▶ _Given task_: Work out how many lines of the listing hold the string "Tailwind". Answer with that number alone.

▶ _Entries from a dataset_:
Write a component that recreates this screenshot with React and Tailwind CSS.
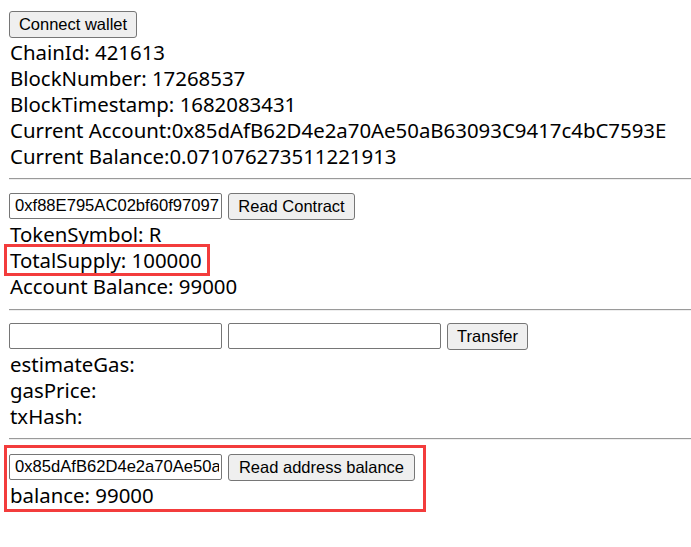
export default function App() {
  const line = "h-[26px] leading-[28px] whitespace-nowrap";
  const btn =
    "h-[27px] rounded-[3px] border border-[#767676] bg-[#efefef] text-[16.5px] text-black flex items-center justify-center font-['Liberation_Sans',Arial,sans-serif]";
  const input =
    "h-[26px] w-[213px] rounded-[2px] border border-[#767676] bg-white pl-[5px] pr-[2px] text-[16.6px] text-black outline-none font-['Liberation_Sans',Arial,sans-serif]";
  const hr = "h-[2px] border-t border-t-[#9a9a9a] border-b border-b-[#eeeeee] mr-[-20px]";
  return (
    <div className="w-[691px] h-[547px] overflow-hidden bg-white text-black text-[20.4px] font-['Noto_Sans','Noto_Sans_CJK_SC',sans-serif] pl-[9px] pr-0">
      <div className="pt-[11px]">
        <button className={`${btn} w-[128px]`}>Connect wallet</button>
      </div>
      <div className="pl-[1px]">
        <div className={line}>ChainId: 421613</div>
        <div className={line}>BlockNumber: 17268537</div>
        <div className={line}>BlockTimestamp: 1682083431</div>
        <div className={line}>Current Account:0x85dAfB62D4e2a70Ae50aB63093C9417c4bC7593E</div>
        <div className={line}>Current Balance:0.071076273511221913</div>
      </div>
      <div className="mt-[10px]">
        <div className={hr} />
      </div>
      <div className="mt-[13px] flex gap-[6px]">
        <input className={input} readOnly value="0xf88E795AC02bf60f97097c5C1a2d0cD1F3b4e8A2" />
        <button className={`${btn} w-[127px]`}>Read Contract</button>
      </div>
      <div className="pl-[1px]">
        <div className={line}>TokenSymbol: R</div>
        <div className={`${line} relative`}>
          TotalSupply: 100000
          <span className="absolute left-[-6px] top-[-2px] w-[206px] h-[32px] border-[3px] border-[#f33c3c]" />
        </div>
        <div className={line}>Account Balance: 99000</div>
      </div>
      <div className="mt-[11px]">
        <div className={hr} />
      </div>
      <div className="mt-[12px] flex gap-[6px]">
        <input className={input} readOnly value="" />
        <input className={input} readOnly value="" />
        <button className={`${btn} w-[81px]`}>Transfer</button>
      </div>
      <div className="pl-[1px]">
        <div className={line}>estimateGas:</div>
        <div className={line}>gasPrice:</div>
        <div className={line}>txHash:</div>
      </div>
      <div className="mt-[10px]">
        <div className={hr} />
      </div>
      <div className="relative mt-[14px]">
        <span className="absolute left-[-5px] top-[-9px] w-[422px] h-[67px] border-[3px] border-[#f33c3c]" />
        <div className="flex gap-[6px]">
          <input className={input} readOnly value="0x85dAfB62D4e2a70Ae50aB63093C9417c4bC7593E" />
          <button className={`${btn} w-[187px]`}>Read address balance</button>
        </div>
        <div className={`${line} pl-[1px]`}>balance: 99000</div>
      </div>
    </div>
  );
}
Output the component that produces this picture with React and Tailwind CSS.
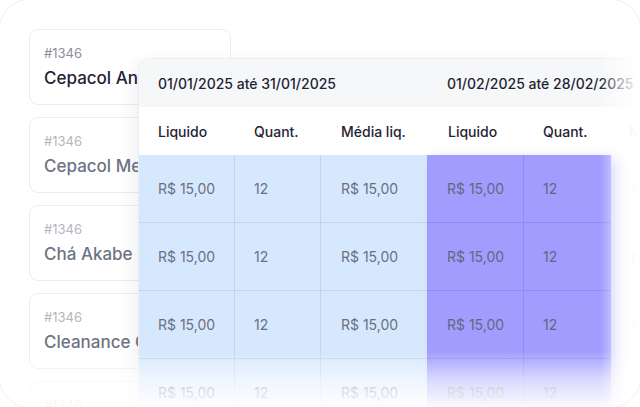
import React from "react";

const font = { fontFamily: "Inter, 'Noto Sans', sans-serif" };

const cards = [
  { name: "Cepacol Antisséptico", active: true },
  { name: "Cepacol Menta" },
  { name: "Chá Akabe" },
  { name: "Cleanance Gel" },
  { name: "Cetaphil" },
];

const ProductCard = ({ name, active }) => (
  <div className="h-[76px] shrink-0 rounded-[9px] border border-[#ebecf1] bg-white px-[14px] pt-[14px] overflow-hidden">
    <div className={`text-[13px] leading-[18px] ${active ? "text-[#8b8f99]" : "text-[#b3b7c0]"}`}>#1346</div>
    <div className={`mt-[4px] whitespace-nowrap text-[17px] leading-[24px] font-medium ${active ? "text-[#1f2433]" : "text-[#6e7383]"}`}>{name}</div>
  </div>
);

const rows = [0, 1, 2, 3];

const App = () => {
  return (
    <div className="relative h-[407px] w-[640px] overflow-hidden bg-white" style={font}>
      {/* product list */}
      <div className="flex w-[231px] flex-col gap-[12px] pl-[29px] pt-[29px]">
        {cards.map((c, i) => (
          <ProductCard key={i} {...c} />
        ))}
      </div>

      {/* comparison table floating over the list */}
      <div className="absolute left-[138px] top-[58px] w-[600px] overflow-hidden rounded-tl-[12px] border-l border-t border-[#eceef2] bg-white shadow-[-6px_4px_16px_rgba(20,30,60,0.06)]">
        <div className="flex h-[48px] items-center bg-[#f6f7f9] text-[14px] font-medium text-[#1f2433]">
          <div className="w-[288px] pl-[19px]">01/01/2025 até 31/01/2025</div>
          <div className="pl-[20px]">01/02/2025 até 28/02/2025</div>
        </div>
        <div className="grid h-[48px] grid-cols-[96px_86px_106px_96px_86px_106px] items-center text-[14px] font-medium text-[#1f2433]">
          <div className="pl-[19px]">Liquido</div>
          <div className="pl-[19px]">Quant.</div>
          <div className="pl-[20px]">Média liq.</div>
          <div className="pl-[21px]">Liquido</div>
          <div className="pl-[20px]">Quant.</div>
          <div className="pl-[20px] text-[#c9ccd3]">Média liq.</div>
        </div>
        <div className="flex text-[14px] text-[#6b7080]">
          <div className="w-[288px] bg-[#d6e8fd]">
            {rows.map((r) => (
              <div key={r} className="grid h-[68px] grid-cols-[96px_86px_106px] border-b border-[#c3d5ec]">
                <div className="flex items-center border-r border-[#c3d5ec] pl-[19px]">R$ 15,00</div>
                <div className="flex items-center border-r border-[#c3d5ec] pl-[19px]">12</div>
                <div className="flex items-center pl-[20px]">R$ 15,00</div>
              </div>
            ))}
          </div>
          <div className="w-[184px] bg-[#a09dfe] text-[#66667e] shadow-[8px_4px_12px_rgba(150,146,254,0.45)]">
            {rows.map((r) => (
              <div key={r} className="grid h-[68px] grid-cols-[97px_87px] border-b border-[#8f8bf0]">
                <div className="flex items-center border-r border-[#8f8bf0] pl-[20px]">R$ 15,00</div>
                <div className="flex items-center pl-[19px]">12</div>
              </div>
            ))}
          </div>
          <div className="w-[106px] text-[#d4d6dc]">
            {rows.map((r) => (
              <div key={r} className="flex h-[68px] items-center pl-[20px]">R$ 15,00</div>
            ))}
          </div>
        </div>
      </div>

      {/* soft fades */}
      <div className="pointer-events-none absolute right-0 top-0 h-full w-[40px] bg-linear-to-r from-white/0 via-white/60 to-white" />
      <div className="pointer-events-none absolute bottom-0 left-0 h-[56px] w-full bg-linear-to-b from-white/0 via-white/60 to-white/95" />

      {/* faint outer frame */}
      <div className="pointer-events-none absolute -left-[2px] -top-[2px] h-[411px] w-[644px] rounded-[34px] border border-[#eef0f4]" />
    </div>
  );
};

export default App;
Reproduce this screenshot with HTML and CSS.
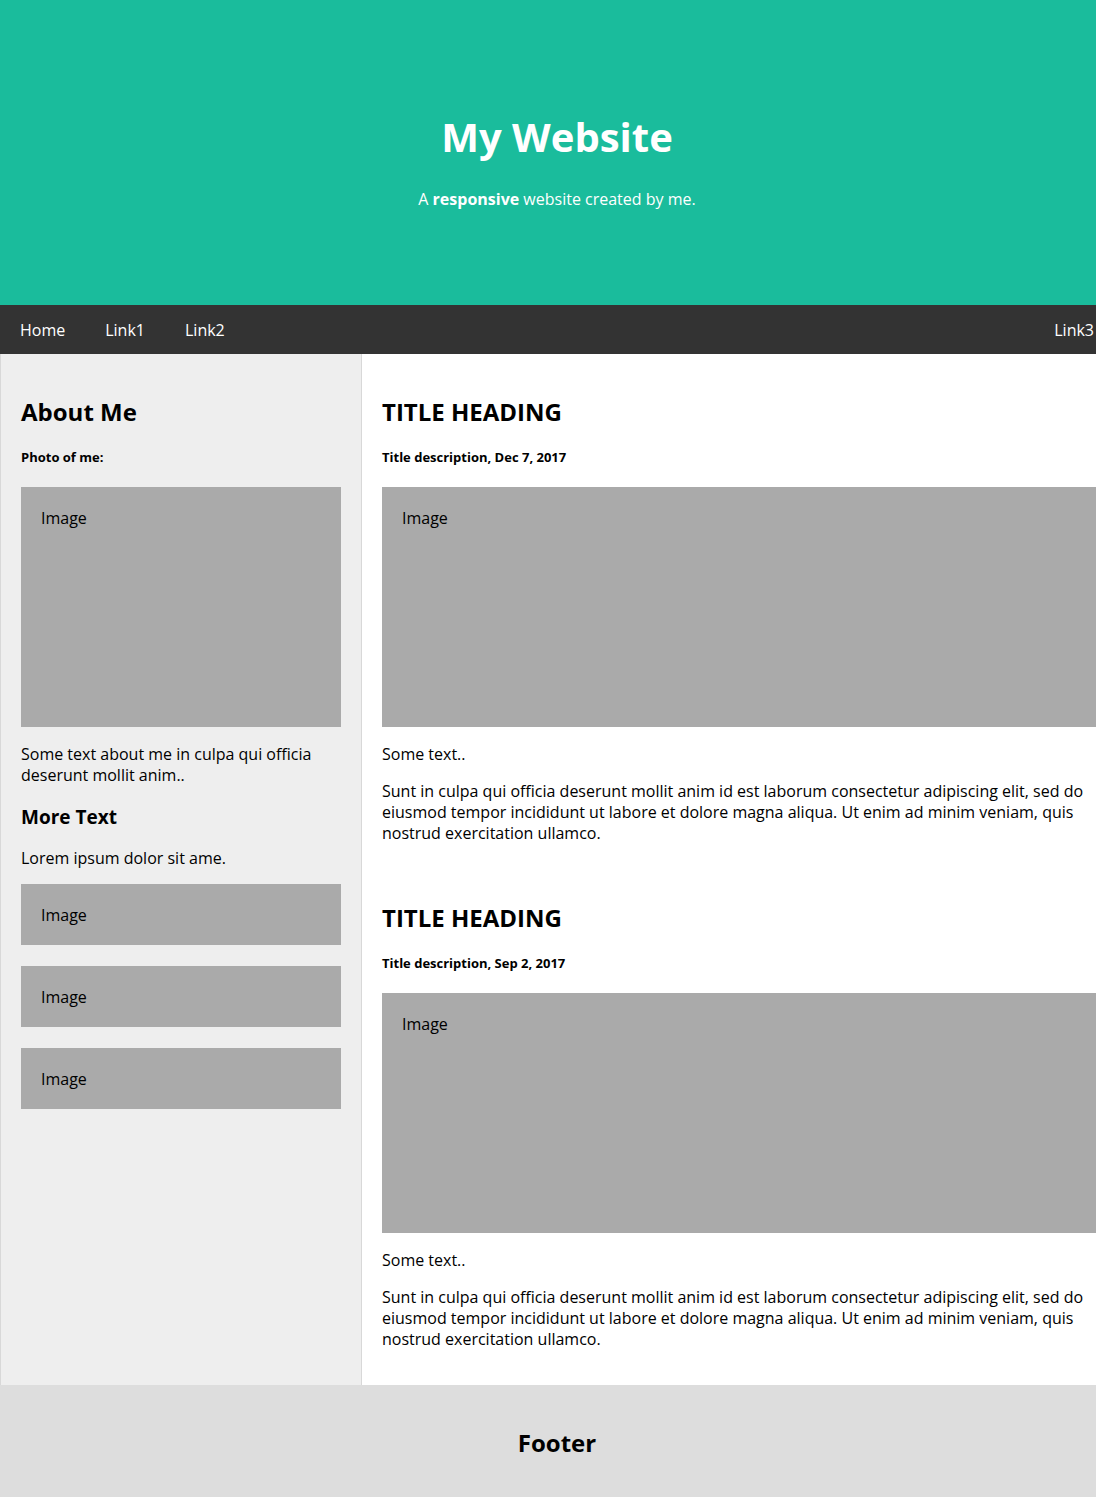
FILE: index.html
```html
<!DOCTYPE html>
<html lang="en">
<head>
<meta charset="utf-8">
<title>My Website</title>
<link rel="stylesheet" href="styles.css">
</head>
<body>
<div class="page">
<header class="header">
  <h1 class="title">My Website</h1>
  <p class="subtitle">A <b>responsive</b> website created by me.</p>
</header>
<nav class="navbar">
  <a class="nav-link" href="#">Home</a>
  <a class="nav-link" href="#">Link1</a>
  <a class="nav-link" href="#">Link2</a>
  <a class="nav-link nav-right" href="#">Link3</a>
</nav>
<div class="row">
  <aside class="side">
    <h2 class="h2">About Me</h2>
    <h5 class="h5">Photo of me:</h5>
    <div class="fakeimg tall">Image</div>
    <p class="text">Some text about me in culpa qui officia deserunt mollit anim..</p>
    <h3 class="h3">More Text</h3>
    <p class="text lorem">Lorem ipsum dolor sit ame.</p>
    <div class="fakeimg small first-small">Image</div>
    <div class="fakeimg small">Image</div>
    <div class="fakeimg small">Image</div>
  </aside>
  <main class="main">
    <section class="post">
      <h2 class="h2">TITLE HEADING</h2>
      <h5 class="h5">Title description, Dec 7, 2017</h5>
      <div class="fakeimg tall">Image</div>
      <p class="text">Some text..</p>
      <p class="text para">Sunt in culpa qui officia deserunt mollit anim id est laborum consectetur adipiscing elit, sed do eiusmod tempor incididunt ut labore et dolore magna aliqua. Ut enim ad minim veniam, quis nostrud exercitation ullamco.</p>
    </section>
    <section class="post second">
      <h2 class="h2">TITLE HEADING</h2>
      <h5 class="h5">Title description, Sep 2, 2017</h5>
      <div class="fakeimg tall">Image</div>
      <p class="text">Some text..</p>
      <p class="text para">Sunt in culpa qui officia deserunt mollit anim id est laborum consectetur adipiscing elit, sed do eiusmod tempor incididunt ut labore et dolore magna aliqua. Ut enim ad minim veniam, quis nostrud exercitation ullamco.</p>
    </section>
  </main>
</div>
<footer class="footer">
  <h2 class="footer-title">Footer</h2>
</footer>
</div>
</body>
</html>
```

FILE: styles.css
```css
* { box-sizing: border-box; }
html, body { margin: 0; padding: 0; }
html { overflow: hidden; }
body {
  font-family: "Open Sans", "Noto Sans", sans-serif;
  color: #000;
  font-size: 16px;
  line-height: 21px;
  background: #fff;
}
.page { width: 1114px; }
.header {
  background: #1abc9c;
  color: #fff;
  text-align: center;
  height: 305px;
  padding-top: 110px;
}
.title {
  margin: 0;
  font-size: 40px;
  line-height: 54px;
  font-weight: 700;
}
.subtitle {
  margin: 25px 0 0;
  font-size: 16px;
  line-height: 21px;
}
.navbar {
  display: flex;
  background: #333;
  height: 49px;
}
.nav-link {
  color: #fff;
  text-decoration: none;
  padding: 15px 20px 13px;
  font-size: 16px;
  line-height: 21px;
}
.nav-right { margin-left: auto; }
.row { display: flex; }
.side {
  width: 362px;
  flex: none;
  background: #eee;
  border-left: 1px solid #d8d8d8;
  border-right: 1px solid #d8d8d8;
  padding: 28px 20px 20px;
}
.main {
  flex: 1;
  padding: 28px 18px 35px 20px;
  min-width: 0;
}
.main .para { padding-right: 2px; }
.h2 {
  margin: 14px 0 0;
  font-size: 24px;
  line-height: 32px;
  font-weight: 700;
}
.h5 {
  margin: 21px 0 0;
  font-size: 13px;
  line-height: 17px;
  font-weight: 700;
}
.h3 {
  margin: 19px 0 0;
  font-size: 19px;
  line-height: 25px;
  font-weight: 700;
}
.text { margin: 17px 0 0; }
.para { margin-top: 16px; }
.lorem { margin-top: 18px; }
.fakeimg {
  background: #aaa;
  padding: 21px 20px 20px;
  margin-top: 21px;
}
.tall { height: 240px; }
.small { height: 61px; margin-top: 21px; }
.first-small { margin-top: 15px; }
.second { margin-top: 58px; }
.footer {
  background: #ddd;
  height: 112px;
  text-align: center;
  padding-top: 43px;
}
.footer-title {
  margin: 0;
  font-size: 24px;
  line-height: 30px;
  font-weight: 700;
}
```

▶ _The reply_: 2